"""

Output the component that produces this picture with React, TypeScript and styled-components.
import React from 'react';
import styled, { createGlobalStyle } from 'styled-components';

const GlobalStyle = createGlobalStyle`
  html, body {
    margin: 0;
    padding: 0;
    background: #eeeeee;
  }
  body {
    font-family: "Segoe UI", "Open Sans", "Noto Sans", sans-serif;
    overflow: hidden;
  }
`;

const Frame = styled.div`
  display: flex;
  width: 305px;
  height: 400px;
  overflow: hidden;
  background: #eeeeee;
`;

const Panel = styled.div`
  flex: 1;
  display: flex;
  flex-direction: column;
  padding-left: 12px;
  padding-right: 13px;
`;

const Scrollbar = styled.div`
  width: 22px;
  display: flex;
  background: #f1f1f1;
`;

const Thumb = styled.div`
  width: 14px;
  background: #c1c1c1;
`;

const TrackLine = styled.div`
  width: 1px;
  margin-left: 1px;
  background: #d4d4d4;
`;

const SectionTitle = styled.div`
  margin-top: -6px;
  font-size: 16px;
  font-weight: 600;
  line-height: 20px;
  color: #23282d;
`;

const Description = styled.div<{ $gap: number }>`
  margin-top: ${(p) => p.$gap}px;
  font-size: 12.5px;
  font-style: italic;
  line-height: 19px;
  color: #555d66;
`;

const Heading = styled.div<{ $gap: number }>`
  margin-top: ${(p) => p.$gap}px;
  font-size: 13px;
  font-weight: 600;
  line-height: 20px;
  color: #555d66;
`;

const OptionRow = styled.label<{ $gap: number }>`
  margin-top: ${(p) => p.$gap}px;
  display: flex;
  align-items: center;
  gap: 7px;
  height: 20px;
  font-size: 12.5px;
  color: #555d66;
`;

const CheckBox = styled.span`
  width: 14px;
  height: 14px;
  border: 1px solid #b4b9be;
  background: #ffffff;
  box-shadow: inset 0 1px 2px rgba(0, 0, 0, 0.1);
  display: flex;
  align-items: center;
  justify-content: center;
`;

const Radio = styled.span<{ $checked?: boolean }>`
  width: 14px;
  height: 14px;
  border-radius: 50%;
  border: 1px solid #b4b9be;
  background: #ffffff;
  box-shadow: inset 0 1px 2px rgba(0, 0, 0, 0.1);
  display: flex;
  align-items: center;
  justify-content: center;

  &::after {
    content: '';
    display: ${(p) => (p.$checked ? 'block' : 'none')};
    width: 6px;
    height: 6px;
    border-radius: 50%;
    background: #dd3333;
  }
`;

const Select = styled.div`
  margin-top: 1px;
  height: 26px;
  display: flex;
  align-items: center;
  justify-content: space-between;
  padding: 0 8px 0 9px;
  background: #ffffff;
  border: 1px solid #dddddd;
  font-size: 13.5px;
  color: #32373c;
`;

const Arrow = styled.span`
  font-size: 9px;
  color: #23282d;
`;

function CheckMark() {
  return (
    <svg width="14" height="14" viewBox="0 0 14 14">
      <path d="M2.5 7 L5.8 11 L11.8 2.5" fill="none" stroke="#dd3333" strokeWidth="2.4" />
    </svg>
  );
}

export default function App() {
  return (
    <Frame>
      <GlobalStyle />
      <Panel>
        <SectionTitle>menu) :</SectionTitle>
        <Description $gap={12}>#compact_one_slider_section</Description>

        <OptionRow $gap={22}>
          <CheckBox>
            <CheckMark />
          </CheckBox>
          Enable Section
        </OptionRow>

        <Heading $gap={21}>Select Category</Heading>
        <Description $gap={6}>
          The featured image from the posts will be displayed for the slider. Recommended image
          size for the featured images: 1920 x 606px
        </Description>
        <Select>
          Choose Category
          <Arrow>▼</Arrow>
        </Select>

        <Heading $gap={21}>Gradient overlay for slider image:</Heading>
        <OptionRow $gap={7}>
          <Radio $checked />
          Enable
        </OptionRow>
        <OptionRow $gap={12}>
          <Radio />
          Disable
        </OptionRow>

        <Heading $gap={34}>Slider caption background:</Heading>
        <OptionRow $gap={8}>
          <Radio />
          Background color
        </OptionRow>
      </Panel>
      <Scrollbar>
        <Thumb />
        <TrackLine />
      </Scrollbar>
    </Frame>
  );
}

"""
"""

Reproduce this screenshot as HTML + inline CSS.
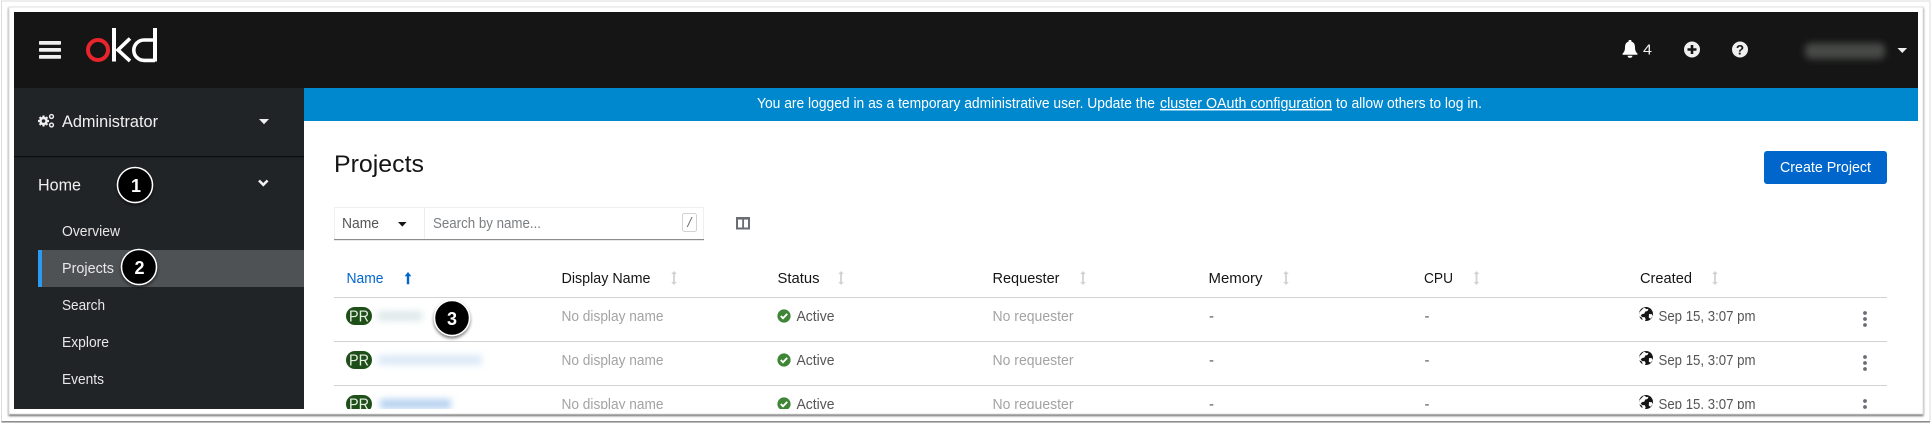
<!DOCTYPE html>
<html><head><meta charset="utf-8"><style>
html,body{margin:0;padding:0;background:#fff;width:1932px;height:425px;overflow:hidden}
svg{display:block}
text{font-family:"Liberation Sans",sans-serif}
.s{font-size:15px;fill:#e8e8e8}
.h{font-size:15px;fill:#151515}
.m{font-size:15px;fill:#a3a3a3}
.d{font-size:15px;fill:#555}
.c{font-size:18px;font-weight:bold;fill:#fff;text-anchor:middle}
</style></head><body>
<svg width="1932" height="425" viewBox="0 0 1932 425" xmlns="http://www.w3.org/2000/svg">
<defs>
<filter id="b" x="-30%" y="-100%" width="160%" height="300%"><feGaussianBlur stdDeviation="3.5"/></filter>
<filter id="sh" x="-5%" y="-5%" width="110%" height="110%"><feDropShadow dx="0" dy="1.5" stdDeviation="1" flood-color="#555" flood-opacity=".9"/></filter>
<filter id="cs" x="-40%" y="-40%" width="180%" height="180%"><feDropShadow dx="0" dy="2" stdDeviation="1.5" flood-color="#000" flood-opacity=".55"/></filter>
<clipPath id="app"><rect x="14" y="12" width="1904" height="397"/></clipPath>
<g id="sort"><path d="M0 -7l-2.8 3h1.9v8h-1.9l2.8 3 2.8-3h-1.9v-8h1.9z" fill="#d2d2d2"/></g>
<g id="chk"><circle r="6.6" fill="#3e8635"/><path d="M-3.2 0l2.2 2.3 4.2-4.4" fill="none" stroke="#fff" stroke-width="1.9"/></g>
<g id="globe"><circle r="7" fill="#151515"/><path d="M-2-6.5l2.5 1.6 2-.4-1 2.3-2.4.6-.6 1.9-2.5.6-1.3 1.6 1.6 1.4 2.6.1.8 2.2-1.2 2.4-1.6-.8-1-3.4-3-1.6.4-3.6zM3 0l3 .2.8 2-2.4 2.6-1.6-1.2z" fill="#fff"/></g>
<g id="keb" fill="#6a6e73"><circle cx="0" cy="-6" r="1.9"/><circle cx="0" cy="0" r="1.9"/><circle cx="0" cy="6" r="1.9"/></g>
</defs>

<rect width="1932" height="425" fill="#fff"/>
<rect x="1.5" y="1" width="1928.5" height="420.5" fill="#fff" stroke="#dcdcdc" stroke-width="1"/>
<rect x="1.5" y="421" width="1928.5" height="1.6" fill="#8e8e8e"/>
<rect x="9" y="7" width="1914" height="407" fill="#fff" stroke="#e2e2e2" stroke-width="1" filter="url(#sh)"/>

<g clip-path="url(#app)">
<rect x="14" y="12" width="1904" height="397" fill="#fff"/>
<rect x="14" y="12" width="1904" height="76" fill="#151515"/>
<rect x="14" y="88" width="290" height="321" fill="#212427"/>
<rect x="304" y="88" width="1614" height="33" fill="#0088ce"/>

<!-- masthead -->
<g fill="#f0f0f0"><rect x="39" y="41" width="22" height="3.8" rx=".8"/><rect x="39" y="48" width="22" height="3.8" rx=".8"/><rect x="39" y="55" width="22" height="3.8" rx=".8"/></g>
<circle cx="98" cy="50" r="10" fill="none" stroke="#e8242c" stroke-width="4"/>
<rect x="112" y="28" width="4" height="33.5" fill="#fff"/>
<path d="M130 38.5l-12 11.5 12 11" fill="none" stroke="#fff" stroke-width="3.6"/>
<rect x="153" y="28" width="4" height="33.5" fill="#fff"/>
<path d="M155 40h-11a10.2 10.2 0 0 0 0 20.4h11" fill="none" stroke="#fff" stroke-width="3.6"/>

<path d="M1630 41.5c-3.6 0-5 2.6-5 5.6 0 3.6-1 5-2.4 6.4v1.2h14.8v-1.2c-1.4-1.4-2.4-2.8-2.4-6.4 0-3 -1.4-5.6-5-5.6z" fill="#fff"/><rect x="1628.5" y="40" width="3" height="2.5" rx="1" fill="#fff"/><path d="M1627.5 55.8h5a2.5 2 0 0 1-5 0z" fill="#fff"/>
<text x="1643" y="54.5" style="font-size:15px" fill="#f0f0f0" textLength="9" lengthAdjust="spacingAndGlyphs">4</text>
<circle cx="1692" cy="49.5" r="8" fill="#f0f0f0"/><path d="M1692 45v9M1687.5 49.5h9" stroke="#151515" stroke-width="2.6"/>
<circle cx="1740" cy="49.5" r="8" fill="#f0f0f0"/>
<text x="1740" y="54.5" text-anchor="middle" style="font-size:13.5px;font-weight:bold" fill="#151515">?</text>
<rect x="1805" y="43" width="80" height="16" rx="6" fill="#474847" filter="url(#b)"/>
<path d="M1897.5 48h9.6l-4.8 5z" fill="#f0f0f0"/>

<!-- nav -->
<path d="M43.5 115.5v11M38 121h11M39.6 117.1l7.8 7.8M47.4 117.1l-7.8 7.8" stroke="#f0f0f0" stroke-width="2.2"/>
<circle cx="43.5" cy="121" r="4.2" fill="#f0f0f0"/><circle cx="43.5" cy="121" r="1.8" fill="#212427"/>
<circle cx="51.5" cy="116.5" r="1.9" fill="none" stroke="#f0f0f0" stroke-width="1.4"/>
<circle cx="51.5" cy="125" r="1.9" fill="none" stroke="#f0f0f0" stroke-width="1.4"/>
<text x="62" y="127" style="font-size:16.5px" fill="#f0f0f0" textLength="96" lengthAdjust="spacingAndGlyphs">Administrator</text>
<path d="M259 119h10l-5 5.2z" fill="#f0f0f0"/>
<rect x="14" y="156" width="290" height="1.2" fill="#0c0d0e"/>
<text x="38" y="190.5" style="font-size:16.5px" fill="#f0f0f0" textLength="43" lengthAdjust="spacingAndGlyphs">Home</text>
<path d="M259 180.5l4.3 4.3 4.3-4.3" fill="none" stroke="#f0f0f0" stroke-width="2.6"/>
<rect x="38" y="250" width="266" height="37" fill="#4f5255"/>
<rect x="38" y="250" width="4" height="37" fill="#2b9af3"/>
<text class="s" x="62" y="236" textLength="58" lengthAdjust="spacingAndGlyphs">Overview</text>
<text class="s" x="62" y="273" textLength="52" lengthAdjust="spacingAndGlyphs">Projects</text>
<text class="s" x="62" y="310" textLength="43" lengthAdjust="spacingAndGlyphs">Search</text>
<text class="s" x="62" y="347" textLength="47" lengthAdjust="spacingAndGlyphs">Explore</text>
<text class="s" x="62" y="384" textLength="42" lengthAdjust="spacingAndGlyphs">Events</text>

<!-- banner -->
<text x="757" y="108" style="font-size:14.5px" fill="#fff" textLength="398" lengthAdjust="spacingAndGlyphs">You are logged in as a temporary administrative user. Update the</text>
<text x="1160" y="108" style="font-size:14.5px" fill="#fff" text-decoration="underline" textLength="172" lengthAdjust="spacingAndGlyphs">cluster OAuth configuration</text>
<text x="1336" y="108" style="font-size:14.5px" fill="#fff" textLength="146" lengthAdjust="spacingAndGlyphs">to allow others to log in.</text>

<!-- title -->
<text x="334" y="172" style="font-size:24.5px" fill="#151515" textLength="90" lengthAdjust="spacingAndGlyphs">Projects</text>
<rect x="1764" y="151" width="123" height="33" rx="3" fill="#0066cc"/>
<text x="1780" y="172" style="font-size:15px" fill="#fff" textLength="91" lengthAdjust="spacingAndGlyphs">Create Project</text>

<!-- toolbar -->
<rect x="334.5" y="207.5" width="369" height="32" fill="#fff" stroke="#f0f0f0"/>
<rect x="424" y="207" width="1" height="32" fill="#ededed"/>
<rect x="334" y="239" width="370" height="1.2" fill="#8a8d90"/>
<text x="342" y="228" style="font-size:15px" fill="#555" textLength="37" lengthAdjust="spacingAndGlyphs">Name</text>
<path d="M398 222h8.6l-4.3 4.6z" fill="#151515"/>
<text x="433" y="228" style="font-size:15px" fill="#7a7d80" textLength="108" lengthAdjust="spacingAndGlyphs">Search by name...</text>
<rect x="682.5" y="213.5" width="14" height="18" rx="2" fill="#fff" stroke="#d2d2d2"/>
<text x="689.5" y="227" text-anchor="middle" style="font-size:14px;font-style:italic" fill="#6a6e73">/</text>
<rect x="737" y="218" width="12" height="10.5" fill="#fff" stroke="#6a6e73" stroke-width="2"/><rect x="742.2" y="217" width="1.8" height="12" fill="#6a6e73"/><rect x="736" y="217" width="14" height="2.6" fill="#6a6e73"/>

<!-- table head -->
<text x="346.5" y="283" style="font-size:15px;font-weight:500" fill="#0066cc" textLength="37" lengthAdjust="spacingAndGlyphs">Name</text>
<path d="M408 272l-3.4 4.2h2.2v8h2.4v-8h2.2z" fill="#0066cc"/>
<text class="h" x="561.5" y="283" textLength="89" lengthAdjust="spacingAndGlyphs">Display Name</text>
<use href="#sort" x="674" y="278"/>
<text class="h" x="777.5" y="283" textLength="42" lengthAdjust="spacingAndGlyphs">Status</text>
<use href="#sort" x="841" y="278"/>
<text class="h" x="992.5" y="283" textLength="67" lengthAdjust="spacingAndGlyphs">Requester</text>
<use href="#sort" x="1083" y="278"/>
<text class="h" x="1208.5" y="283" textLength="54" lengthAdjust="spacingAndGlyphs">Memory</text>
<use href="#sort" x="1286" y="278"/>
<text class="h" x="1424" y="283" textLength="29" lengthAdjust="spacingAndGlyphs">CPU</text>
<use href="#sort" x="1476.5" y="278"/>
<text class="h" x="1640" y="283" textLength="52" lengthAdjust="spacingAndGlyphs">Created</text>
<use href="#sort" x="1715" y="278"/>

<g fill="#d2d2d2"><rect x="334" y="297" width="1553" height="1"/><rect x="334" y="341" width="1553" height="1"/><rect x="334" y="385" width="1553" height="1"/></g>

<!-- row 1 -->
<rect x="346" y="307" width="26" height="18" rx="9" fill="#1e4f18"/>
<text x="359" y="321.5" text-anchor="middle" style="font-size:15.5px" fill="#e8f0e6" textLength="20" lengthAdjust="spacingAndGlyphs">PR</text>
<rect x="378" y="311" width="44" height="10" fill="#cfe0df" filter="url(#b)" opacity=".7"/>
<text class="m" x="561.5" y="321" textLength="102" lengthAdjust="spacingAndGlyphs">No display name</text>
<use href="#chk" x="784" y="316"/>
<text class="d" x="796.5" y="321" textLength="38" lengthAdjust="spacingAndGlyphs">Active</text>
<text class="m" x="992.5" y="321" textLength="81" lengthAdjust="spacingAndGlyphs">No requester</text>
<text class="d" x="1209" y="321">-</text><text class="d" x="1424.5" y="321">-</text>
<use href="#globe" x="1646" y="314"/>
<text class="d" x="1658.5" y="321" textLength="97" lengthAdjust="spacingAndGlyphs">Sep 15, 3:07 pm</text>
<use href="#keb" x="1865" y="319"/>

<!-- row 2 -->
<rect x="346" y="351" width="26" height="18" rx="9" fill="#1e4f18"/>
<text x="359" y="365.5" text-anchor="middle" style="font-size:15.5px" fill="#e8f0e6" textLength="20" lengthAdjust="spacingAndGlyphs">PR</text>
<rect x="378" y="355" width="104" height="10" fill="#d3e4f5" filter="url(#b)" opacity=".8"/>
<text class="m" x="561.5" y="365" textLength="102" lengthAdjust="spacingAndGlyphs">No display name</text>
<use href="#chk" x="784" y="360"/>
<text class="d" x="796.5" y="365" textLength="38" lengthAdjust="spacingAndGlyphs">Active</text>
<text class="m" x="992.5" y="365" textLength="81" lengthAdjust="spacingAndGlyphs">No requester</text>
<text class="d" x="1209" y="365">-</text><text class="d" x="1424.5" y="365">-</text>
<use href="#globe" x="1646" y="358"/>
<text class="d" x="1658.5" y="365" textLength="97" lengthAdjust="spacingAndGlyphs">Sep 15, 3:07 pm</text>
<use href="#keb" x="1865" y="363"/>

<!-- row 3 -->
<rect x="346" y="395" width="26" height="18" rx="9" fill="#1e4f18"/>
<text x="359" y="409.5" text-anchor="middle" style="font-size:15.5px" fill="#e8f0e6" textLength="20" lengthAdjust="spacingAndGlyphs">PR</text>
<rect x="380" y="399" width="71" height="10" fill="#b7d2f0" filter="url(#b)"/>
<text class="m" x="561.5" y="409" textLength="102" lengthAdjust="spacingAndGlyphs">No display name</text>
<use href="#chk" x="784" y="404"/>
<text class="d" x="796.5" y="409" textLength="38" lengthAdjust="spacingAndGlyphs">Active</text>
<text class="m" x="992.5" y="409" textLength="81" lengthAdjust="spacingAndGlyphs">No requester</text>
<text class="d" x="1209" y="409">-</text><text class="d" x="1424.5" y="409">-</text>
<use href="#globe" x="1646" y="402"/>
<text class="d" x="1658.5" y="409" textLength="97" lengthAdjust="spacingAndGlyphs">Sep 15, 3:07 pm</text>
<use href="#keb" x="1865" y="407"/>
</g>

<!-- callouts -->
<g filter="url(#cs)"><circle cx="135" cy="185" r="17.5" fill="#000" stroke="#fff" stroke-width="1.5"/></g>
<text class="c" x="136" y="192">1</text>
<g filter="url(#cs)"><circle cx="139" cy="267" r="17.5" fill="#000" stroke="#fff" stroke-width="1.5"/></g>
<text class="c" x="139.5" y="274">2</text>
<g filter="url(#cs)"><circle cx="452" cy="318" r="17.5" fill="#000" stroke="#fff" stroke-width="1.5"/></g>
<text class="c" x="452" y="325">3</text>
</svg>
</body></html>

"""
"""

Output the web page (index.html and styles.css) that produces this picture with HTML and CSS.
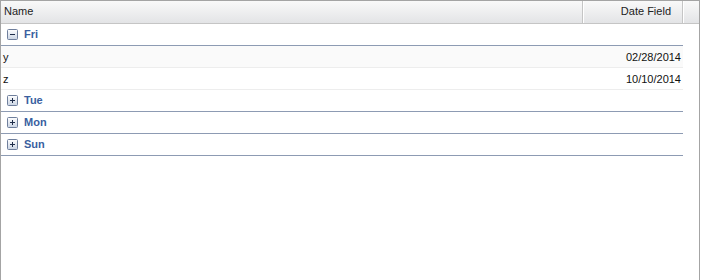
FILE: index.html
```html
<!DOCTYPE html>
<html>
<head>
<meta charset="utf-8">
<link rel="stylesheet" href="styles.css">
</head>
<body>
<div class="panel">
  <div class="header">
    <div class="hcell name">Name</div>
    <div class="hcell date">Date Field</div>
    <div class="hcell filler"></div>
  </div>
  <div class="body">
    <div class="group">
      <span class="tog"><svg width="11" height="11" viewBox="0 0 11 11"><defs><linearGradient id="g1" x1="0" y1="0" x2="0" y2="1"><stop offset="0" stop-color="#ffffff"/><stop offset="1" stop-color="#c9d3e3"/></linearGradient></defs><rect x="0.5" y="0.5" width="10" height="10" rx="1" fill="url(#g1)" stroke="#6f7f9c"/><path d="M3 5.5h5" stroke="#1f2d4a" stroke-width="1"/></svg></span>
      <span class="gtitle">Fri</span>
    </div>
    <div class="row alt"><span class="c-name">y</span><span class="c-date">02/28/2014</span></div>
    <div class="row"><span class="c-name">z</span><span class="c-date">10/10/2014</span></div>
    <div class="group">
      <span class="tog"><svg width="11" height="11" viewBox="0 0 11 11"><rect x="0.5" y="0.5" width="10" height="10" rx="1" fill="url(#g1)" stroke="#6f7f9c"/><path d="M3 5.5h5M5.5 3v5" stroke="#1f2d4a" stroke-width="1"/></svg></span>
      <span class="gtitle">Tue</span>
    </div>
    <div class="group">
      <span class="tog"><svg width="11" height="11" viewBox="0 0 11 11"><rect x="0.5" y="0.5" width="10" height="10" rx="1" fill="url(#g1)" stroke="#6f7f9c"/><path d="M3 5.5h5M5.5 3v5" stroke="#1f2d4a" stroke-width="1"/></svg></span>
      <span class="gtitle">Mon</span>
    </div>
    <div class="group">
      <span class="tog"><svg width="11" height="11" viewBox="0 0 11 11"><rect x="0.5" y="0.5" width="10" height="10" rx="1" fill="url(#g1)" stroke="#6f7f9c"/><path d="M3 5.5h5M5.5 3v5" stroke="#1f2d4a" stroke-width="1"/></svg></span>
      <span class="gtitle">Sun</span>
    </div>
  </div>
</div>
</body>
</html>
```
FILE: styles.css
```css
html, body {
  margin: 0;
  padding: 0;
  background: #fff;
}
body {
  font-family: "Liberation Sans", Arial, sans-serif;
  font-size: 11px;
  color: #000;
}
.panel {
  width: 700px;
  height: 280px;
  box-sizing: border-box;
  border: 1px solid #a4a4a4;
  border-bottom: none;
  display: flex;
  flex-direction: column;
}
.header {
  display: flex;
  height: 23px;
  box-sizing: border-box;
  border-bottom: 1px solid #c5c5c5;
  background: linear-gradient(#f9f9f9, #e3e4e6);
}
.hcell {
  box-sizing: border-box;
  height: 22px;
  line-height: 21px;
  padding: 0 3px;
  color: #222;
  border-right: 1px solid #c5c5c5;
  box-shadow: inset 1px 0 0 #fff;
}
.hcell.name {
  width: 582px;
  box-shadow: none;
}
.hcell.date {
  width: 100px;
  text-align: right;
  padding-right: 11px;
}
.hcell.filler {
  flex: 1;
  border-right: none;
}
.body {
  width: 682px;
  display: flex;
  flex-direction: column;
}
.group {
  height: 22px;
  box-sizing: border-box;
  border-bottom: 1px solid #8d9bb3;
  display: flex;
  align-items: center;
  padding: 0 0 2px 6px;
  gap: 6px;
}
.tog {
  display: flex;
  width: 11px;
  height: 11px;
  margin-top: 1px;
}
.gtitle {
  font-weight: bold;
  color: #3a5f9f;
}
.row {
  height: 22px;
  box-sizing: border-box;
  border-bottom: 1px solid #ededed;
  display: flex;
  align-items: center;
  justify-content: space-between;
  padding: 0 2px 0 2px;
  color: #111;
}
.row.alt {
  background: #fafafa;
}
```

"""

Set exercise:
Find the word "picture" in the entries above and gather every line that holds it.

The response:
Output the component that produces this picture with React, TypeScript and styled-components.
Output the web page (index.html and styles.css) that produces this picture with HTML and CSS.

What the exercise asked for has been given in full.